§ WORK TO DO
Collect every line in the records below that contains the word "with".

+ + +

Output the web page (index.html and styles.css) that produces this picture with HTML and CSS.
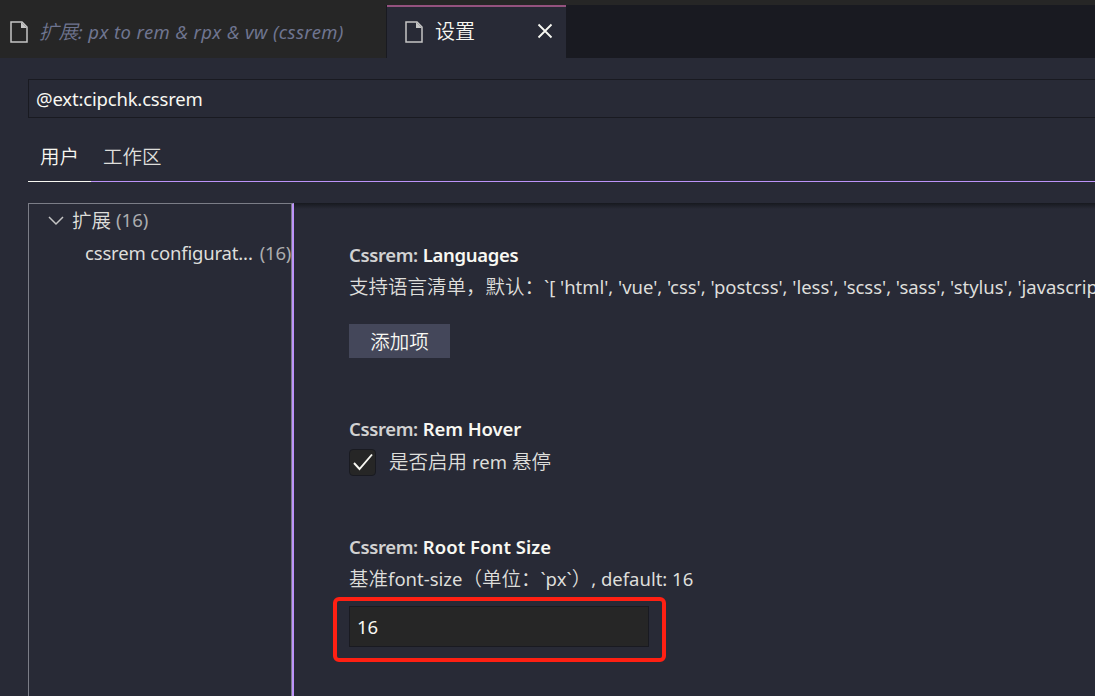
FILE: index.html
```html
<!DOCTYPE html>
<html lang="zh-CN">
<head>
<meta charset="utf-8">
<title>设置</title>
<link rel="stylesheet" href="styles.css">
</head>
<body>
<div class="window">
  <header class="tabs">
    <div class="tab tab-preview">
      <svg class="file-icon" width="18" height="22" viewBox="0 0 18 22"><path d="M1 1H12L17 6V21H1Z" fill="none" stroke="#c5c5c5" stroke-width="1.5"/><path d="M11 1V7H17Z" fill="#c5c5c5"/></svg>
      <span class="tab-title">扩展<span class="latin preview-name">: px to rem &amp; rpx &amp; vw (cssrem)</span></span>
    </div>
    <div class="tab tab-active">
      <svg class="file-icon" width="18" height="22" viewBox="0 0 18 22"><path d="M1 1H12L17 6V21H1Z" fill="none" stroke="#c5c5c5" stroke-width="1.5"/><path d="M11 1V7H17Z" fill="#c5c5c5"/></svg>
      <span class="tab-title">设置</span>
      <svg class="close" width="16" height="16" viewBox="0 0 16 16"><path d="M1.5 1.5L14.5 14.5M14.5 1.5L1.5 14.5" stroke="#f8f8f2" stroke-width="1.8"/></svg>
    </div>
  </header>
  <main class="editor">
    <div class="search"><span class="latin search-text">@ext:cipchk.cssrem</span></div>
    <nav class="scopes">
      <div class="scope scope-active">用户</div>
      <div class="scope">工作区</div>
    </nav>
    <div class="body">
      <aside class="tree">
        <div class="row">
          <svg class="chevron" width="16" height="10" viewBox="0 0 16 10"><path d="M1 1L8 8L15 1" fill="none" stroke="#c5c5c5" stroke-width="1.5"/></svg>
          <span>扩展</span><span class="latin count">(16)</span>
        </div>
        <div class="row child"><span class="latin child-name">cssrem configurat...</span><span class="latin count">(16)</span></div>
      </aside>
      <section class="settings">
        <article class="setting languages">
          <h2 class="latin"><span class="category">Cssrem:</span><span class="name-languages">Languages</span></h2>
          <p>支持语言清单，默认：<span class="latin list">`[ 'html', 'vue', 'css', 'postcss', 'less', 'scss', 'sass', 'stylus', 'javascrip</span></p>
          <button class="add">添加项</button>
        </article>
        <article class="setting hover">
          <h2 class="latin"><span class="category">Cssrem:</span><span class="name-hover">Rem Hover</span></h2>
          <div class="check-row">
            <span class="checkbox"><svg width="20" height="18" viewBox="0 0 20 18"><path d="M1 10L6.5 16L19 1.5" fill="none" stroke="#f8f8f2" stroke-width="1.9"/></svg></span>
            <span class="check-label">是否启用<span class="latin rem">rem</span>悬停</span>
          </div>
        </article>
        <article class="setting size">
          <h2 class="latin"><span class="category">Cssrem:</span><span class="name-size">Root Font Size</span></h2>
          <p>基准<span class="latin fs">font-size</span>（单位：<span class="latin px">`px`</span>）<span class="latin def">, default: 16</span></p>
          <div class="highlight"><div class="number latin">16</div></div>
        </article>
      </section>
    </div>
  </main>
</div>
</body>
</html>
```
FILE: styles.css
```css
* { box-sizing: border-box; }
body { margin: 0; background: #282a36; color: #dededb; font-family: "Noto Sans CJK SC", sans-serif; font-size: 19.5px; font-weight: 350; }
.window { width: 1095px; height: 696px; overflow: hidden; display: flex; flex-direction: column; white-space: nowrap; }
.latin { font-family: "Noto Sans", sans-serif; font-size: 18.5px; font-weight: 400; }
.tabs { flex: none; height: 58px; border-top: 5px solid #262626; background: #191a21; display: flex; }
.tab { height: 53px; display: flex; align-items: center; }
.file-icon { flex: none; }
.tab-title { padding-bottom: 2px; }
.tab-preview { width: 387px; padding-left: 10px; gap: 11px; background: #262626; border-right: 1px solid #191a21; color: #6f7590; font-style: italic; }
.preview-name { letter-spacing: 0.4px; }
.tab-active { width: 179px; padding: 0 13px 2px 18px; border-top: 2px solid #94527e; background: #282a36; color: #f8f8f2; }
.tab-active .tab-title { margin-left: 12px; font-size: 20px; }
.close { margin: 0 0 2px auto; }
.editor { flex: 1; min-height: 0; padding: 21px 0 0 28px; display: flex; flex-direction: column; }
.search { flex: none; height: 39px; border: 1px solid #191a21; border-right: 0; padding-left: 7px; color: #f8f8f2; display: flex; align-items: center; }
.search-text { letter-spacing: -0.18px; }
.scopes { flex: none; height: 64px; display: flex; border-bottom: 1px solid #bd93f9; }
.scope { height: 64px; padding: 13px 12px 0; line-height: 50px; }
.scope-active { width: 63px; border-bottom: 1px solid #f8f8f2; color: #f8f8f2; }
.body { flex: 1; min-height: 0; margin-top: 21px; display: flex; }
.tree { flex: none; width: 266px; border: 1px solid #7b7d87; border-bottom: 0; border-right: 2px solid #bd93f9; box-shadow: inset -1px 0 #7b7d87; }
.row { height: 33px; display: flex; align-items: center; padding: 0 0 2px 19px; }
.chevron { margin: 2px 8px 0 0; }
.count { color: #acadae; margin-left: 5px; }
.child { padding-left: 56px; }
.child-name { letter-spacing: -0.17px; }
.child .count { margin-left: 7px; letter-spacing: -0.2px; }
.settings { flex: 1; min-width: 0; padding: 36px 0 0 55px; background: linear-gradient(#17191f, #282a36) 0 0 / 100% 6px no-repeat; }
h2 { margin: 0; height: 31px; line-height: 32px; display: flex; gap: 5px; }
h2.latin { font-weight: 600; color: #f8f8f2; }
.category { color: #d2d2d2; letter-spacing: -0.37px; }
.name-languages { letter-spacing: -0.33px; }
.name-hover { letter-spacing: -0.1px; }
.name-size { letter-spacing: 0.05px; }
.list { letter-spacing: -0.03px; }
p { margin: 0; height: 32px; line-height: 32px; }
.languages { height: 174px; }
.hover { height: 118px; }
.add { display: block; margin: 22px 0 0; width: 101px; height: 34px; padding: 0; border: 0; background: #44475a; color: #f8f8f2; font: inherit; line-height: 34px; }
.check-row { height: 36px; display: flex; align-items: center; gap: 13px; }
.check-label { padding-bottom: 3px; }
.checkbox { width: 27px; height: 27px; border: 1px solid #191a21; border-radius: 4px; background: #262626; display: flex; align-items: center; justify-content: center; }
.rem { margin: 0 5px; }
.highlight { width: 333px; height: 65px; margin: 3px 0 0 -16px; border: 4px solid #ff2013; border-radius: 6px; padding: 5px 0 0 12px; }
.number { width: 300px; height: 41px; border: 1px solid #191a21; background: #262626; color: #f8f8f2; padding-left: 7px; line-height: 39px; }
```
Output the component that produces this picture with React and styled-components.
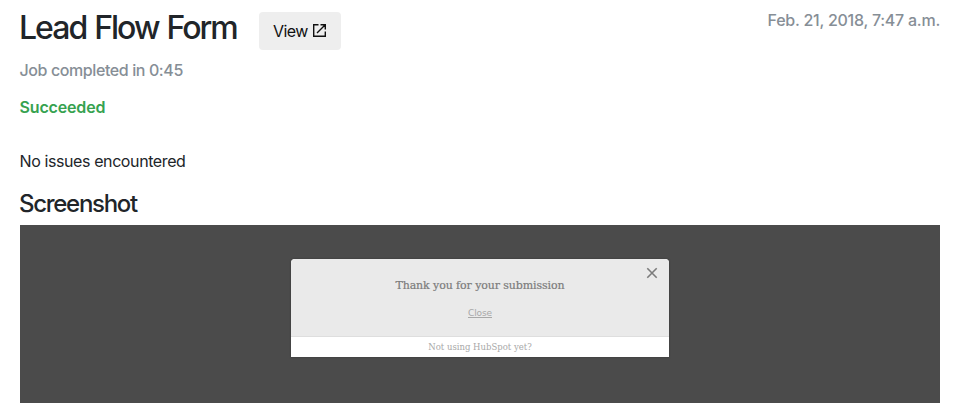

+ + +

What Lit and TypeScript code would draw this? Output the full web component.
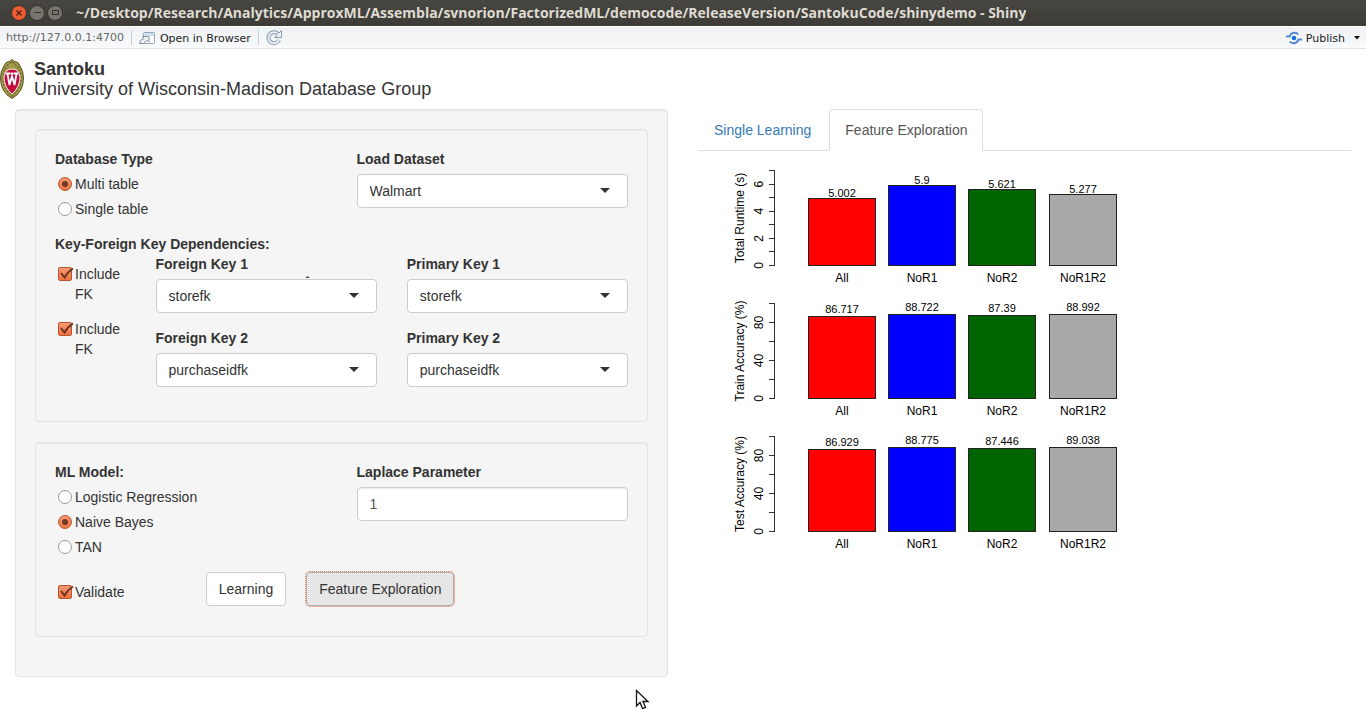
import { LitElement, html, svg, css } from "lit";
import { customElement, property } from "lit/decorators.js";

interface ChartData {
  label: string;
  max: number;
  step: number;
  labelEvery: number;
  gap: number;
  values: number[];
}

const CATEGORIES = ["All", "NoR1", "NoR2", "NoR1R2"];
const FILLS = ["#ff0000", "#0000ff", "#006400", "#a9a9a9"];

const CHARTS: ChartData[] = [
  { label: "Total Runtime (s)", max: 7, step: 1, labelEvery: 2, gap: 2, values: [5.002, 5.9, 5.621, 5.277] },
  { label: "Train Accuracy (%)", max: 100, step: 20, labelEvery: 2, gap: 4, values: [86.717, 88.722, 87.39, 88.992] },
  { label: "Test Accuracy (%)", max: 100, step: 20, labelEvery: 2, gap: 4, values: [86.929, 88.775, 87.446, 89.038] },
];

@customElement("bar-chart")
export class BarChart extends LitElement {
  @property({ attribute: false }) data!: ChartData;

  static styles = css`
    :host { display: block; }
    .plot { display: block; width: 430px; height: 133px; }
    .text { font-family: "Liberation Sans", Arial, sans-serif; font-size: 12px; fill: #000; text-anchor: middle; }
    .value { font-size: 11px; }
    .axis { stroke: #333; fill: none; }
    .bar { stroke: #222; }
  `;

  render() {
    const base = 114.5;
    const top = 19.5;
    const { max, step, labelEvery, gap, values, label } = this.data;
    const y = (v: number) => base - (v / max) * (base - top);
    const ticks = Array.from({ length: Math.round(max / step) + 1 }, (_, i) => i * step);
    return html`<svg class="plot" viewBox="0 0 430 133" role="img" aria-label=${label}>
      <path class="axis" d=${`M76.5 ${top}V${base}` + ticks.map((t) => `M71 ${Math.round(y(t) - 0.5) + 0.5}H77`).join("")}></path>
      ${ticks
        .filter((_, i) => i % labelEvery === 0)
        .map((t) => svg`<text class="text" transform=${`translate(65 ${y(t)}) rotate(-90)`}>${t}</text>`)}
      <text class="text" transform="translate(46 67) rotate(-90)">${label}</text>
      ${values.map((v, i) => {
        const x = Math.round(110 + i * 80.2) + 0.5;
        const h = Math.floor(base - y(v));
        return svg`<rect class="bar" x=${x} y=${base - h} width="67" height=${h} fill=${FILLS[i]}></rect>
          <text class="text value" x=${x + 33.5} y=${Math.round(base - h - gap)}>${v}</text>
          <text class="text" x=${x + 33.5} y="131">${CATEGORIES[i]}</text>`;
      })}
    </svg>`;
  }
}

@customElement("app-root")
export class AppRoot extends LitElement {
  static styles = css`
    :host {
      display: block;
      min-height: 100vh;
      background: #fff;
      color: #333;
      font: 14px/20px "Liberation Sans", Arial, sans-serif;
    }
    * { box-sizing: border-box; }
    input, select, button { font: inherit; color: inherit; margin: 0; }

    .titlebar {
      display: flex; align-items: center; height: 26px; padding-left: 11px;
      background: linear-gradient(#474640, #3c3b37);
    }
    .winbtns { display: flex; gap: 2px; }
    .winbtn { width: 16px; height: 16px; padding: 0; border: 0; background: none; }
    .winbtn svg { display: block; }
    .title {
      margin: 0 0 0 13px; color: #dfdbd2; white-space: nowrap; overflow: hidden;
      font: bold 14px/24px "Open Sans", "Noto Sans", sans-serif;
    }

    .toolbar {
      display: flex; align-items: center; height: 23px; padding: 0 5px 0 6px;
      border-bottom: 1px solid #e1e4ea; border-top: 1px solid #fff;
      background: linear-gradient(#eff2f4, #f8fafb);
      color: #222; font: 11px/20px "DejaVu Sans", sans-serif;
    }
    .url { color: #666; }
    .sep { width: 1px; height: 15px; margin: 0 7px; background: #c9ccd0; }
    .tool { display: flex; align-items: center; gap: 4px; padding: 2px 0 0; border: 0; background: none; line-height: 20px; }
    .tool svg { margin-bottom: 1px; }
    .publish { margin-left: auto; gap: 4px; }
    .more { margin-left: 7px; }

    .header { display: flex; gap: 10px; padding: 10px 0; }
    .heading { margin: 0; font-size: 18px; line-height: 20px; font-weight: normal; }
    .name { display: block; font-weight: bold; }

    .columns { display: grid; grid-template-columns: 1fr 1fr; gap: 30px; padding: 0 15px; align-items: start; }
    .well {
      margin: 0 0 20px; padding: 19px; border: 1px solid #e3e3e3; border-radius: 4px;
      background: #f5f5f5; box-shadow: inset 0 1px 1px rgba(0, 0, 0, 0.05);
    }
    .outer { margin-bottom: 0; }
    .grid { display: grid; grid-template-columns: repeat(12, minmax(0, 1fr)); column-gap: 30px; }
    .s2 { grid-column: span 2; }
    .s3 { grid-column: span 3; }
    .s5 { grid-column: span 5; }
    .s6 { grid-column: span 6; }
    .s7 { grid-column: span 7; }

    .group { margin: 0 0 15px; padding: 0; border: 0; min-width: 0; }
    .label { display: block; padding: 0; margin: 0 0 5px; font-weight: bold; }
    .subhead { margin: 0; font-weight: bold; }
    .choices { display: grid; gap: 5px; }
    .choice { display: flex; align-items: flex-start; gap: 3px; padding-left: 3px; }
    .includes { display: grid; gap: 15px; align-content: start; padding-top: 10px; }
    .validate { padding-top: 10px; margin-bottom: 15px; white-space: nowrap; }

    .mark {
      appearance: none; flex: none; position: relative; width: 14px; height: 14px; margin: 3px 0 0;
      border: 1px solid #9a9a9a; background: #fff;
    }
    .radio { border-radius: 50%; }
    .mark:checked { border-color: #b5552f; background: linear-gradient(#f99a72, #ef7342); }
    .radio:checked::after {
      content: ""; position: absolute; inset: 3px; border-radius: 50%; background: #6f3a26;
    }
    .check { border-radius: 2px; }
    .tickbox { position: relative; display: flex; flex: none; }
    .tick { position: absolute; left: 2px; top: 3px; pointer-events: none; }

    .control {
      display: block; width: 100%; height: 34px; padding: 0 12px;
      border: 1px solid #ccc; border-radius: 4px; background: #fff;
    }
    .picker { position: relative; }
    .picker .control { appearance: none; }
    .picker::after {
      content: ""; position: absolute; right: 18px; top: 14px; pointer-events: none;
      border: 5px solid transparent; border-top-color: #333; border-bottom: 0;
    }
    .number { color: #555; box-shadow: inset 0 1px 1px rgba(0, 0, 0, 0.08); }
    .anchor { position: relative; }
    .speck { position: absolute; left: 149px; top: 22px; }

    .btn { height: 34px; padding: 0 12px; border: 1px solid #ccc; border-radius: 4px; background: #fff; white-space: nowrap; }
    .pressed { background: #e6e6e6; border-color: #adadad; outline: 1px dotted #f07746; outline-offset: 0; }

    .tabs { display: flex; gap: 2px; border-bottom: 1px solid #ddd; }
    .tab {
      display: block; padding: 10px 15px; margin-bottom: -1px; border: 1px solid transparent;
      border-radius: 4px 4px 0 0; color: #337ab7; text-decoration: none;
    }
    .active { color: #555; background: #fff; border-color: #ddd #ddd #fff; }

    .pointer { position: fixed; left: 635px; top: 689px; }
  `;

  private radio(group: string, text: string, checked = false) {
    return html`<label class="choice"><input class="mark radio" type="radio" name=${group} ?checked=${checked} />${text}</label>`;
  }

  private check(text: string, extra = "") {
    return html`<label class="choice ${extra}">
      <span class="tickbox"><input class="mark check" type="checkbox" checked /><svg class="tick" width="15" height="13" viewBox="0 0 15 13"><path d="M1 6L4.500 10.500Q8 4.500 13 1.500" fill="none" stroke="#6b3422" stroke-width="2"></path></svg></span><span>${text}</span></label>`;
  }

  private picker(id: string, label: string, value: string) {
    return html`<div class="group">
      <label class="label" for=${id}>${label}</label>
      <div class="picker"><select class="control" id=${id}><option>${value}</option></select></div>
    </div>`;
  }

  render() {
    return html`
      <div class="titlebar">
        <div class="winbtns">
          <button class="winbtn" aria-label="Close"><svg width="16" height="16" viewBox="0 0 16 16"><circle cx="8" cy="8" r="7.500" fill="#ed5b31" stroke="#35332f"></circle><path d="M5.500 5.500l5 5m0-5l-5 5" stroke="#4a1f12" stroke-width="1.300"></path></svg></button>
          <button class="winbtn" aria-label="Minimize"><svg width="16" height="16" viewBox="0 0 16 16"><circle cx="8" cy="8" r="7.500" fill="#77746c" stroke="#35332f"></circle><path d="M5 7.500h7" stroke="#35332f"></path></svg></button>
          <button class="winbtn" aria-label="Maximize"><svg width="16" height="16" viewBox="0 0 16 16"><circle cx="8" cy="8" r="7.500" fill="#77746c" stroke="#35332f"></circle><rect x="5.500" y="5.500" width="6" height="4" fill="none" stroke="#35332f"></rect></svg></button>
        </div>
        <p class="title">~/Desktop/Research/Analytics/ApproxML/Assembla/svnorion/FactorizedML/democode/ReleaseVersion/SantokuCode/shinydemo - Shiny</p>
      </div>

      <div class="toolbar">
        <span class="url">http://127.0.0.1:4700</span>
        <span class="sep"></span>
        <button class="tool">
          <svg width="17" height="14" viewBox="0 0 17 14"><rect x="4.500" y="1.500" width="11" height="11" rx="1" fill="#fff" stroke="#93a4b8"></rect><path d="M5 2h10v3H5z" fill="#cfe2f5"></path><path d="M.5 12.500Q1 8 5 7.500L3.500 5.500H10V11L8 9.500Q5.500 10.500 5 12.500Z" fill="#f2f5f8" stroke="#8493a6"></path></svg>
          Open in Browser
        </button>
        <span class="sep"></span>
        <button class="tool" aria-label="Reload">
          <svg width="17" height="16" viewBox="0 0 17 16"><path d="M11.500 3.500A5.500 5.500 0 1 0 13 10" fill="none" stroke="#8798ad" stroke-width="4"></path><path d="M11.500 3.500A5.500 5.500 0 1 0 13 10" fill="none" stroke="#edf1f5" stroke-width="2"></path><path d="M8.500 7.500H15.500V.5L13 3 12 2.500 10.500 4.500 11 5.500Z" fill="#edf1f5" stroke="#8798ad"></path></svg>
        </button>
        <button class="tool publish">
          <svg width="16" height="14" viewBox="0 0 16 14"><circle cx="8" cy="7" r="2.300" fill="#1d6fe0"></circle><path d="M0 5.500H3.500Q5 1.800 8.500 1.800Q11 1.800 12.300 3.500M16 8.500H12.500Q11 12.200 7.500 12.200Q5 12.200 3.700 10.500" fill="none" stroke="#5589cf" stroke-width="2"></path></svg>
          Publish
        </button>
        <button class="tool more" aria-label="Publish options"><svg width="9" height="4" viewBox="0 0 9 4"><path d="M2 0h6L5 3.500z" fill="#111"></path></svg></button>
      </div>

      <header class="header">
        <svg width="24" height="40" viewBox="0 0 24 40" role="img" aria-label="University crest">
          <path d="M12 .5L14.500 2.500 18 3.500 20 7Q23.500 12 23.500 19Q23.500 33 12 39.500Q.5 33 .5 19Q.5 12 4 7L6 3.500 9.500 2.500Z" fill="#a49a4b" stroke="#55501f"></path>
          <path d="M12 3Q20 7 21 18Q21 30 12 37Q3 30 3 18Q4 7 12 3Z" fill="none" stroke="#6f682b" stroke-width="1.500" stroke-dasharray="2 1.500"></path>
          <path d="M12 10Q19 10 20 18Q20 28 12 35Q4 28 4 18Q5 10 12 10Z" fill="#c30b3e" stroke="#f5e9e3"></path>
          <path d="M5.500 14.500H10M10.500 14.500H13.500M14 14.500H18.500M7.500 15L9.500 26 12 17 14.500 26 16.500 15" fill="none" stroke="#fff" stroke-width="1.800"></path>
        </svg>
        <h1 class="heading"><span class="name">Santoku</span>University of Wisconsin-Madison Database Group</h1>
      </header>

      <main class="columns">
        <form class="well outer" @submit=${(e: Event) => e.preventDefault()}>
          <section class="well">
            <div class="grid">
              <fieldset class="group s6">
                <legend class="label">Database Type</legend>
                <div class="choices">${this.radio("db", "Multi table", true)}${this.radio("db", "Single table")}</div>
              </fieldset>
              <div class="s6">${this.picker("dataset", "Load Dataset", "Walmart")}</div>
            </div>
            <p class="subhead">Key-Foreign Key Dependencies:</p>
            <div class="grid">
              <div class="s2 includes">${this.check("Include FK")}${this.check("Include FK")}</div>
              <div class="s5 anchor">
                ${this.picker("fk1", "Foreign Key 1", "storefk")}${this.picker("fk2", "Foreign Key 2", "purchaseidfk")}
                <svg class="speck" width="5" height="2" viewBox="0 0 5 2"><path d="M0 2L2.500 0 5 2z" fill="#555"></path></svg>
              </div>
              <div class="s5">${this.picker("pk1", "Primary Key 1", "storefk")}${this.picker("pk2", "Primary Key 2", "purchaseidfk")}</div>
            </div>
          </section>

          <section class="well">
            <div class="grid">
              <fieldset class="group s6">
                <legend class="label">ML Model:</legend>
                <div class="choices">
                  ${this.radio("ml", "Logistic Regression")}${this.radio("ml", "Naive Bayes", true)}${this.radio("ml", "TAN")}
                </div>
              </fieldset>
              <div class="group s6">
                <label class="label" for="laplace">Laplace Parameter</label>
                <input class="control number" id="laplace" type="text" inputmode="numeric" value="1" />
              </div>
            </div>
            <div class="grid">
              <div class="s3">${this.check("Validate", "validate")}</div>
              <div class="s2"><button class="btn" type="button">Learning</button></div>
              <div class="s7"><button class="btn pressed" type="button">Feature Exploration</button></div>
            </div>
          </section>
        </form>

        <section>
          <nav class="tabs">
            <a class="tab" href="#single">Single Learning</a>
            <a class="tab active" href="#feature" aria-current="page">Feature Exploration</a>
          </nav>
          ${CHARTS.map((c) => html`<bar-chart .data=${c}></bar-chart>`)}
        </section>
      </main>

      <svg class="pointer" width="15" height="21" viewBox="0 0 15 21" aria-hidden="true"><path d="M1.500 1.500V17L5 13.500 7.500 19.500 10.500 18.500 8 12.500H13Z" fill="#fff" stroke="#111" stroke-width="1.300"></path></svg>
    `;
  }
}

+ + +

§ THE RESPONSE
Output the web page (index.html and styles.css) that produces this picture with HTML and CSS.
Output the component that produces this picture with React and styled-components.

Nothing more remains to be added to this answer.